Raw data:
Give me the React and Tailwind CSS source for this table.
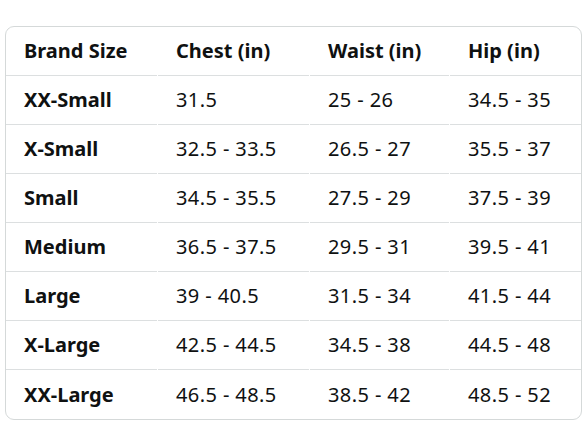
import React from "react";

const header = ["Brand Size", "Chest (in)", "Waist (in)", "Hip (in)"];

const rows = [
  ["XX-Small", "31.5", "25 - 26", "34.5 - 35"],
  ["X-Small", "32.5 - 33.5", "26.5 - 27", "35.5 - 37"],
  ["Small", "34.5 - 35.5", "27.5 - 29", "37.5 - 39"],
  ["Medium", "36.5 - 37.5", "29.5 - 31", "39.5 - 41"],
  ["Large", "39 - 40.5", "31.5 - 34", "41.5 - 44"],
  ["X-Large", "42.5 - 44.5", "34.5 - 38", "44.5 - 48"],
  ["XX-Large", "46.5 - 48.5", "38.5 - 42", "48.5 - 52"],
];

const cols = "grid grid-cols-[151px_151px_139px_131px] gap-x-px";

function Row({ cells, last, bold }) {
  return (
    <div className={cols}>
      {cells.map((c, i) => (
        <div
          key={i}
          className={`h-[49px] flex items-center pl-[18px] ${last ? "h-[48px]" : "border-b border-[#dcdfe0]"} ${
            bold || i === 0 ? "font-bold" : "tracking-[0.4px]"
          }`}
        >
          {c}
        </div>
      ))}
    </div>
  );
}

export default function App() {
  return (
    <div
      className="w-[588px] h-[441px] bg-white pt-[26px] pl-[5px] text-[#0f1111] text-[20px]"
      style={{ fontFamily: '"Noto Sans", Arial, sans-serif' }}
    >
      <div className="w-[577px] border border-[#d5d9d9] rounded-[9px] overflow-hidden">
        <Row cells={header} bold />
        {rows.map((r, i) => (
          <Row key={i} cells={r} last={i === rows.length - 1} />
        ))}
      </div>
    </div>
  );
}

Short exercise:
Working from the lines above, reproduce the material exactly and exclude its pictures.

Answer to the problem:
Give me the React and Tailwind CSS source for this table.
import React from "react";

const header = ["Brand Size", "Chest (in)", "Waist (in)", "Hip (in)"];

const rows = [
  ["XX-Small", "31.5", "25 - 26", "34.5 - 35"],
  ["X-Small", "32.5 - 33.5", "26.5 - 27", "35.5 - 37"],
  ["Small", "34.5 - 35.5", "27.5 - 29", "37.5 - 39"],
  ["Medium", "36.5 - 37.5", "29.5 - 31", "39.5 - 41"],
  ["Large", "39 - 40.5", "31.5 - 34", "41.5 - 44"],
  ["X-Large", "42.5 - 44.5", "34.5 - 38", "44.5 - 48"],
  ["XX-Large", "46.5 - 48.5", "38.5 - 42", "48.5 - 52"],
];

const cols = "grid grid-cols-[151px_151px_139px_131px] gap-x-px";

function Row({ cells, last, bold }) {
  return (
    <div className={cols}>
      {cells.map((c, i) => (
        <div
          key={i}
          className={`h-[49px] flex items-center pl-[18px] ${last ? "h-[48px]" : "border-b border-[#dcdfe0]"} ${
            bold || i === 0 ? "font-bold" : "tracking-[0.4px]"
          }`}
        >
          {c}
        </div>
      ))}
    </div>
  );
}

export default function App() {
  return (
    <div
      className="w-[588px] h-[441px] bg-white pt-[26px] pl-[5px] text-[#0f1111] text-[20px]"
      style={{ fontFamily: '"Noto Sans", Arial, sans-serif' }}
    >
      <div className="w-[577px] border border-[#d5d9d9] rounded-[9px] overflow-hidden">
        <Row cells={header} bold />
        {rows.map((r, i) => (
          <Row key={i} cells={r} last={i === rows.length - 1} />
        ))}
      </div>
    </div>
  );
}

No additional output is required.